Example using range:

a = ['aaa', 'aaaa']
b = ['bb', 'bbbb']
c = ['c', 'cccc']

for i in range(len(a)):
# using a, b, and c

I'm sure there's a elegant way to do that...

Thanks in advance.

Sure, there is:

for a_item, b_item , c_item in zip(a,b,c):
# do something

 

[Horta]

Hi folks,

Suppose I have to loop over 3 lists being the same size at the same
time and order. How can I do that without using the range() function
or whatever indexing?

Example using range:

a = ['aaa', 'aaaa']
b = ['bb', 'bbbb']
c = ['c', 'cccc']

for i in range(len(a)):
# using a, b, and c

I'm sure there's a elegant way to do that...

Thanks in advance.

Sure, there is:

for a_item, b_item , c_item in zip(a,b,c):
# do something

Thanks guys!

 

[Larry Bates]

Hi folks,
Suppose I have to loop over 3 lists being the same size at the same
time and order. How can I do that without using the range() function
or whatever indexing?
Example using range:
a = ['aaa', 'aaaa']
b = ['bb', 'bbbb']
c = ['c', 'cccc']
for i in range(len(a)):
# using a, b, and c
I'm sure there's a elegant way to do that...
Thanks in advance.

Sure, there is:

for a_item, b_item , c_item in zip(a,b,c):
# do something

Thanks guys!

Note: if lists are long take a look at itertools izip. zip creates
a list of lists which could take lots of memory/time if they are VERY
large. itertools izip iterates over them in place.

from itertools import izip

for a_item, b_item, c_item in izip(a,b,c):
# do something

-Larry

 

[Duncan Booth]

Note: if lists are long take a look at itertools izip. zip creates
a list of lists which could take lots of memory/time if they are VERY
large. itertools izip iterates over them in place.

That's interesting. I was going to quibble with the assertion that zip
could take lots of time, since on the face of it a loop using izip packs
and unpacks just as many tuples.

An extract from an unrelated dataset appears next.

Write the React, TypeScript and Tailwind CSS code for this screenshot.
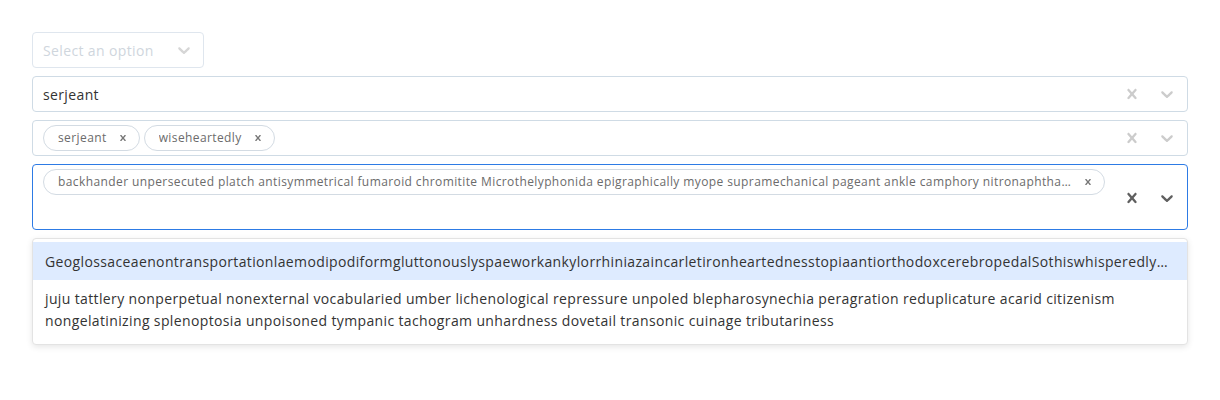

Fortunately I tried it out before claiming
that zip would be just as fast

It would appear that even for short sequences the izip solution is faster.
My guess would be it is because the same tuple objects are being reused in
the izip version.

C:\Python25\Lib>timeit.py -s "a, b, c = [range(1000)]*3" -s "from itertools
import izip" "for p,q,r in izip(a,b,c): pass"
10000 loops, best of 3: 131 usec per loop

C:\Python25\Lib>timeit.py -s "a, b, c = [range(1000)]*3" "for p,q,r in
zip(a,b,c): pass"
1000 loops, best of 3: 212 usec per loop

C:\Python25\Lib>timeit.py -s "a, b, c = [range(100)]*3" -s "from itertools
import izip" "for p,q,r in izip(a,b,c): pass"

100000 loops, best of 3: 13.9 usec per loop

C:\Python25\Lib>timeit.py -s "a, b, c = [range(100)]*3" "for p,q,r in
zip(a,b,c): pass"
10000 loops, best of 3: 22.6 usec per loop

C:\Python25\Lib>timeit.py -s "a, b, c = [range(10)]*3" -s "from itertools
import izip" "for p,q,r in izip(a,b,c): pass"
100000 loops, best of 3: 2.21 usec per loop

C:\Python25\Lib>timeit.py -s "a, b, c = [range(10)]*3" "for p,q,r in
zip(a,b,c): pass"
100000 loops, best of 3: 3.52 usec per loop

 

[Aahz]

Note: if lists are long take a look at itertools izip. zip creates
a list of lists which could take lots of memory/time if they are VERY
large. itertools izip iterates over them in place.

That's half-true -- while izip is faster, it's not enough faster to make
a significant difference unless the lists are "huge" rather than
"large". Remember that the data elements themselves are not copied.